Micheál Martin’s government has failed to disclose 248 flights by US military warplanes over Irish airspace since August 2025. There is a strong chance that many of these aircraft are involved in war crimes committed by the Washington terror regime. The Irish Times says they used “open source software” to track the flights, after official figures showed a major drop-off in the number of passing warplanes to just a couple each month. Previous government figures showed 30 to 50 aircraft per month. The government blamed the discrepancy on “administrative error”.

After the Times notified the government, the latter published corrected figures on Thursday 16 April, which were in line with those provided for earlier periods. However, the revised figures show some revealing trends. There was a large drop-off in military traffic around October 2025, when so-called ‘Israel’ agreed to its fraudulent ‘ceasefire’ in Gaza.

While the illegitimate settler-colony has maintained its genocide, killing over 750 Palestinians since the agreement to stop hostilities was reached, the intensity of bombardment has dropped off.

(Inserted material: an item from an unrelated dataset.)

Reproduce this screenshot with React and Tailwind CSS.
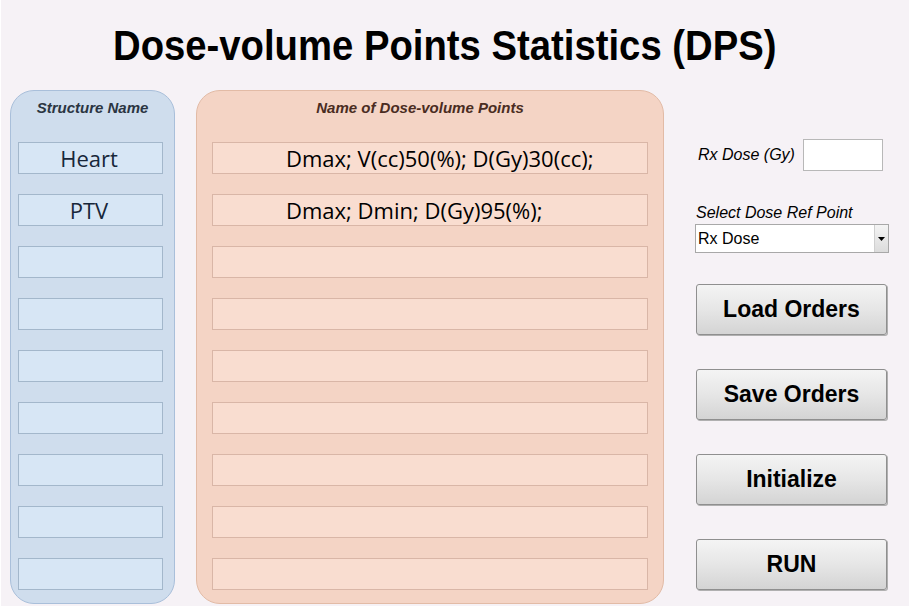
import React from 'react';

const structures = ['Heart', 'PTV', '', '', '', '', '', '', ''];
const points = ['Dmax; V(cc)50(%); D(Gy)30(cc);', 'Dmax; Dmin; D(Gy)95(%);', '', '', '', '', '', '', ''];

const App = () => {
  const btn =
    'w-[191px] h-[51px] rounded-[3px] border border-[#8f8f8f] bg-gradient-to-b from-[#f4f4f4] via-[#e6e6e6] to-[#d4d4d4] shadow-[1px_1px_0_#b0b0b0] text-[23px] font-bold text-black font-["Liberation_Sans",Arial,sans-serif] flex items-center justify-center';

  return (
    <div className="w-[909px] h-[612px] bg-white overflow-hidden">
      <div className="h-[606px] bg-[#f6f2f6] ml-[1px]">
        {/* Title */}
        <div className="h-[90px] flex items-center justify-center pr-[20px]">
          <h1 className="text-[43px] font-bold text-black font-['Liberation_Sans',Arial,sans-serif] scale-x-[0.89] whitespace-nowrap leading-none">
            Dose-volume Points Statistics (DPS)
          </h1>
        </div>

        <div className="flex pl-[9px]">
          {/* Structure names */}
          <div className="w-[165px] h-[514px] rounded-[24px] bg-[#cfdded] border border-[#a9bfda] flex flex-col">
            <div className="h-[28px] flex items-end justify-center text-[15px] italic font-bold text-[#2b3542] font-['Liberation_Sans',Arial,sans-serif]">
              Structure Name
            </div>
            <div className="mt-[23px] ml-[7px] flex flex-col gap-[20px]">
              {structures.map((s, i) => (
                <div
                  key={i}
                  className="w-[145px] h-[32px] bg-[#d7e6f5] border border-[#a3b7cb] flex items-center justify-center pr-[3px] text-[22px] text-[#17273a] font-['Open_Sans',sans-serif]"
                >
                  {s}
                </div>
              ))}
            </div>
          </div>

          {/* Dose-volume points */}
          <div className="ml-[21px] w-[468px] h-[514px] rounded-[24px] bg-[#f4d4c5] border border-[#e2bba6] flex flex-col items-center">
            <div className="h-[28px] mr-[20px] flex items-end text-[15px] italic font-bold text-[#4a2c22] font-['Liberation_Sans',Arial,sans-serif]">
              Name of Dose-volume Points
            </div>
            <div className="mt-[23px] flex flex-col gap-[20px]">
              {points.map((p, i) => (
                <div
                  key={i}
                  className="w-[436px] h-[32px] bg-[#f9ddd0] border border-[#d9b6a7] flex items-center pl-[73px] text-[22px] text-black font-['Open_Sans',sans-serif] whitespace-nowrap"
                >
                  {p}
                </div>
              ))}
            </div>
          </div>

          {/* Controls */}
          <div className="ml-[31px] w-[194px] flex flex-col">
            <div className="mt-[49px] flex items-center">
              <span className="ml-[3px] text-[16px] italic text-black font-['Liberation_Sans',Arial,sans-serif]">Rx Dose (Gy)</span>
              <div className="ml-[8px] w-[80px] h-[32px] bg-white border border-[#b8b8b8]" />
            </div>
            <div className="mt-[32px] ml-[1px] text-[16px] italic text-black font-['Liberation_Sans',Arial,sans-serif] leading-[19px]">
              Select Dose Ref Point
            </div>
            <div className="mt-[2px] w-[194px] h-[29px] bg-white border border-[#a8a8a8] flex items-center">
              <span className="flex-1 pl-[2px] text-[16px] text-black font-['Liberation_Sans',Arial,sans-serif]">Rx Dose</span>
              <div className="w-[14px] h-full bg-gradient-to-b from-[#f4f4f4] to-[#dcdcdc] border-l border-[#d0d0d0] flex items-center justify-center">
                <svg width="7" height="4" viewBox="0 0 7 4"><path d="M0 0h7L3.5 4z" fill="#000" /></svg>
              </div>
            </div>
            <div className="mt-[31px] flex flex-col gap-[34px] ml-[1px]">
              <div className={btn}>Load Orders</div>
              <div className={btn}>Save Orders</div>
              <div className={btn}>Initialize</div>
              <div className={btn}>RUN</div>
            </div>
          </div>
        </div>
      </div>
    </div>
  );
};

export default App;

This decrease in mass murder is paralleled by a decline in US military flights over Ireland, suggesting Irish airspace is indeed being used to ferry weapons of genocide to the Zionist land theft project.

US military flights over Ireland likely involved in war crimes against Iran

Similarly, another change in flight numbers matches the launching of the illegal US-‘Israeli’ attack on Iran. The Irish Times says:

The figures show a 56 per cent surge in US military overflights of Ireland last month as the US launched hundreds of strikes on Iran.

The overflight of US warplanes is governed by the Air Navigation (Foreign Military Aircraft) Order 1952. This mandates that all foreign military aircraft must obtain diplomatic clearance to enter Irish airspace. Exemptions can be granted on this basis, provided the plane is unarmed, not carrying weapons, not involved in intelligence gathering and not part of a military operation.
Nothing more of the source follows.